Today, the Villa Grimaldi Park of Peace is a tourist attraction, in a sense. Those interested in the dark underbelly of Pinochet’s reign—often lauded for economic growth under the neo liberal auspices of active supporters like economist Milton Friedman and diplomat Henry Kissinger—come here on tours geared to the politically and historically astute traveler. Along with the Memory Museum, National Stadium and Government Palace, Grimaldi stands to remind people at what cost came that fiscal expansion.
Prisoners were generally captured in the middle of the night by strike teams and brought to the large, somewhat isolated compound in trucks. Former Chilean President Michelle Bachelet, a human rights activist, remembers waking up to her eyes and mouth being taped shut, then being wordlessly beaten and thrown into a cell with several other women, including her mother, many of whom were then systematically raped. She was eventually released thanks to intervention by influential relatives.

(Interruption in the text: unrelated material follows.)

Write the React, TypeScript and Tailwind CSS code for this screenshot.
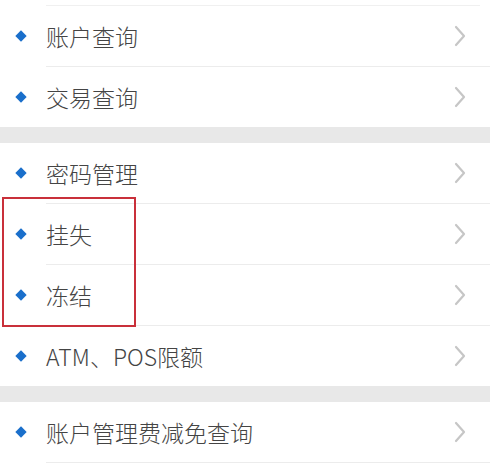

Other prisoners were not so lucky. After “The Welcome,” as guards called the initial beating, they would be strapped to a device that tortured them with electricity for several hours, whether they talked or not. Afterward, they would be killed, detained for further torture (suffocation, boiling water and beatings) and in some cases turned. Pedro Matta, a law student at the time, remembers being interrogated by a former comrade, who told him guards had first tortured his wife, and then his baby, before he changed sides. “What would you have done?” the man asked.
Prisoners who cycled through Villa Grimaldi were never officially acknowledged by the government, and were instead added to the list of those who “disappeared.” Almost 300 were never recovered. This was only one of many such torture centers operating throughout the country during Pinochet’s rule.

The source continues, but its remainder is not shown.